Good operability means making routine tasks easy, allowing the operations team to focus their efforts on high-value activities.

Providing visibility into the runtime behavior and internals of the system, with good monitoring
Providing good support for automation and integration with standard tools
Avoiding dependency on individual machines (allowing machines to be taken down for maintenance while the system as a whole continues running uninterrupted)
Providing good documentation and an easy-to-understand operational model (“If I do X, Y will happen”)
Providing good default behavior, but also giving administrators the freedom to override defaults when needed
Self-healing where appropriate, but also giving administrators manual control over the system state when needed
Exhibiting predictable behavior, minimizing surprises

Simplicity

Making a system simpler does not necessarily mean reducing its functionality.
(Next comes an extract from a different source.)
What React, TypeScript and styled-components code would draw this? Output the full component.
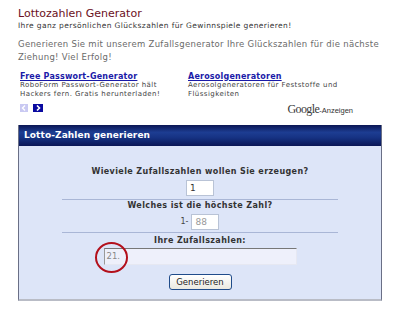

It can also mean removing accidental complexity. This kind of complexity arises only from the implementation and is not inherent to the problem that the software solves (as seen by the users).

Abstraction
One of the best tools to remove accidental complexity.

A good abstraction can hide implementation details behind a clean, simple-to-understand facade. Promotes reuse of software because the abstraction can be used by many different applications.

Finding good abstractions is very hard. It is not clear how to package distributed systems algorithms into abstractions that help keep the system complexity at a manageable level.

Evolvability

In terms of organization processes, Agile working patterns provide a framework for adapting to change.

Techniques developed by the Agile community like test-driven development (TDD) and refactoring are helpful when developing software in a changing environment. Here refactoring does not only refer to source code refactoring, but also to refactoring an architecture from one design to another.

The ease with which a system can evolve and adapt to changing requirements is closely linked to its simplicity and its abstractions.